§ **Supplied information**:
++++++++++
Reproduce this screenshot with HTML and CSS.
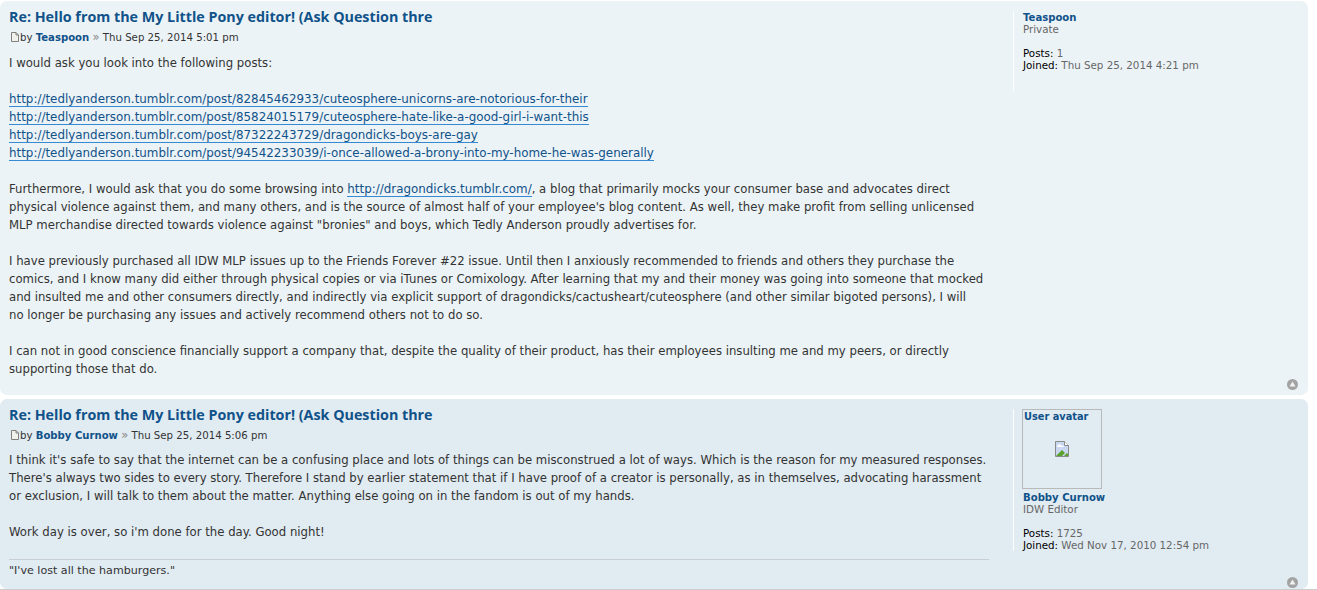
FILE: index.html
```html
<!DOCTYPE html>
<html lang="en">
<head>
<meta charset="utf-8">
<title>Hello from the My Little Pony editor!</title>
<link rel="stylesheet" href="styles.css">
</head>
<body>
<div class="post post-a">
  <div class="postbody">
    <h3 class="title">Re: Hello from the My Little Pony editor! (Ask Question thre</h3>
    <p class="author"><svg class="mini" viewBox="0 0 8 10" width="8" height="10"><path d="M.5.5h4.500l2.500 2.500v6.500h-7z" fill="#f1f1ec" stroke="#808080"/><path d="M5 .5v2.500h2.500" fill="none" stroke="#808080"/></svg>by <a class="user" href="#">Teaspoon</a> <span class="raquo">»</span> Thu Sep 25, 2014 5:01 pm</p>
    <div class="content">I would ask you look into the following posts:<br><br><a href="#">http://tedlyanderson.tumblr.com/post/82845462933/cuteosphere-unicorns-are-notorious-for-their</a><br><a href="#">http://tedlyanderson.tumblr.com/post/85824015179/cuteosphere-hate-like-a-good-girl-i-want-this</a><br><a href="#">http://tedlyanderson.tumblr.com/post/87322243729/dragondicks-boys-are-gay</a><br><a href="#">http://tedlyanderson.tumblr.com/post/94542233039/i-once-allowed-a-brony-into-my-home-he-was-generally</a><br><br>Furthermore, I would ask that you do some browsing into <a href="#">http://dragondicks.tumblr.com/</a>, a blog that primarily mocks your consumer base and advocates direct<br>physical violence against them, and many others, and is the source of almost half of your employee's blog content. As well, they make profit from selling unlicensed<br>MLP merchandise directed towards violence against "bronies" and boys, which Tedly Anderson proudly advertises for.<br><br>I have previously purchased all IDW MLP issues up to the Friends Forever #22 issue. Until then I anxiously recommended to friends and others they purchase the<br>comics, and I know many did either through physical copies or via iTunes or Comixology. After learning that my and their money was going into someone that mocked<br>and insulted me and other consumers directly, and indirectly via explicit support of dragondicks/cactusheart/cuteosphere (and other similar bigoted persons), I will<br>no longer be purchasing any issues and actively recommend others not to do so.<br><br>I can not in good conscience financially support a company that, despite the quality of their product, has their employees insulting me and my peers, or directly<br>supporting those that do.</div>
  </div>
  <div class="profile">
    <a class="user" href="#">Teaspoon</a><br><span class="rank">Private</span><br><br><b>Posts:</b> 1<br><b>Joined:</b> Thu Sep 25, 2014 4:21 pm
  </div>
  <svg class="top" viewBox="0 0 11 11" width="11" height="11"><circle cx="5.500" cy="5.500" r="5.500" fill="#a3a3a3"/><path d="M5.500 2.500 8.500 7.500h-6z" fill="#f2f2f2"/></svg>
</div>
<div class="post post-b">
  <div class="postbody">
    <h3 class="title">Re: Hello from the My Little Pony editor! (Ask Question thre</h3>
    <p class="author"><svg class="mini" viewBox="0 0 8 10" width="8" height="10"><path d="M.5.5h4.500l2.500 2.500v6.500h-7z" fill="#f1f1ec" stroke="#808080"/><path d="M5 .5v2.500h2.500" fill="none" stroke="#808080"/></svg>by <a class="user" href="#">Bobby Curnow</a> <span class="raquo">»</span> Thu Sep 25, 2014 5:06 pm</p>
    <div class="content">I think it's safe to say that the internet can be a confusing place and lots of things can be misconstrued a lot of ways. Which is the reason for my measured responses.<br>There's always two sides to every story. Therefore I stand by earlier statement that if I have proof of a creator is personally, as in themselves, advocating harassment<br>or exclusion, I will talk to them about the matter. Anything else going on in the fandom is out of my hands.<br><br>Work day is over, so i'm done for the day. Good night!</div>
    <div class="signature">"I've lost all the hamburgers."</div>
  </div>
  <div class="profile">
    <div class="avatar"><span class="alt">User avatar</span><svg class="broken" viewBox="0 0 14 16" width="14" height="16"><path d="M.5.5h9l4 4v11H.500z" fill="#c9d7f1" stroke="#8a8a8a"/><path d="M1 15 7 9l3 3-3 3z" fill="#5aa02c"/><path d="M9 15l3-3 1 1v2z" fill="#5aa02c"/><path d="M2 5q2-3 4-1t2 0l1 2H2z" fill="#fff"/><path d="M9.500.5v4h4" fill="#fff" stroke="#8a8a8a"/></svg></div>
    <a class="user" href="#">Bobby Curnow</a><br><span class="rank">IDW Editor</span><br><br><b>Posts:</b> 1725<br><b>Joined:</b> Wed Nov 17, 2010 12:54 pm
  </div>
  <svg class="top" viewBox="0 0 11 11" width="11" height="11"><circle cx="5.500" cy="5.500" r="5.500" fill="#a3a3a3"/><path d="M5.500 2.500 8.500 7.500h-6z" fill="#f2f2f2"/></svg>
</div>
</body>
</html>
```
FILE: styles.css
```css
html, body { margin: 0; padding: 0; background: #fff; }
body {
  width: 1317px;
  height: 590px;
  overflow: hidden;
  font-family: "DejaVu Sans", Verdana, sans-serif;
  color: #333;
  border-bottom: 1px solid #ccc;
  box-sizing: border-box;
  padding-top: 1px;
}
a { color: #105289; text-decoration: none; }
.post {
  position: relative;
  display: flex;
  width: 1308px;
  box-sizing: border-box;
  border-radius: 7px;
  padding: 0 9px;
}
.post-a { background: #ecf3f7; height: 394px; margin-bottom: 4px; }
.post-b { background: #e1ebf2; height: 190px; }
.postbody { width: 980px; flex: none; }
.title {
  margin: 0;
  padding-top: 7px;
  font-family: "Open Sans", "DejaVu Sans", sans-serif;
  font-size: 14.3px;
  line-height: 17px;
  font-weight: bold;
  color: #105289;
}
.author {
  margin: 0;
  padding-top: 6px;
  font-size: 10.2px;
  line-height: 14px;
  color: #333;
}
.mini { vertical-align: -1px; margin: 0 1px 0 2px; }
.author .user, .profile .user { font-weight: bold; font-size: 10.1px; line-height: 1; }
.raquo { color: #888; font-size: 11.5px; line-height: 1; }
.content {
  padding-top: 9px;
  font-size: 11.7px;
  line-height: 18px;
  white-space: nowrap;
  color: #333;
}
.post-b .content { padding-top: 8px; }
.content a {
  font-size: 11.9px;
  line-height: 1;
  color: #105289;
  border-bottom: 1px solid #368ad2;
}
.signature {
  margin-top: 18px;
  border-top: 1px solid #c9ced3;
  padding-top: 4px;
  font-size: 11.1px;
  line-height: 14px;
  color: #333;
}
.profile {
  margin: 10px 0 0 24px;
  padding: 0 0 0 9px;
  border-left: 1px solid #fff;
  box-sizing: border-box;
  height: 80px;
  font-size: 10.3px;
  line-height: 12px;
  color: #666;
  flex: none;
}
.post-b .profile { height: 142px; }
.profile b { font-weight: normal; color: #000; }
.rank { color: #666; }
.avatar {
  box-sizing: border-box;
  position: relative;
  width: 80px;
  height: 80px;
  border: 1px solid #b9b9b9;
  margin: 0 0 2px -1px;
  padding: 1px 0 0 1px;
  font-size: 9.8px;
  font-weight: bold;
  color: #105289;
}
.broken { position: absolute; left: 32px; top: 31px; }
.top { position: absolute; right: 10px; bottom: 5px; }
.post-b .top { bottom: 1px; }
```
++++++++++
§ **Written problem**:
The answer is the number of lines in the preceding material that hold "this"; write that number and nothing else.

§ **Solved exercise**:
2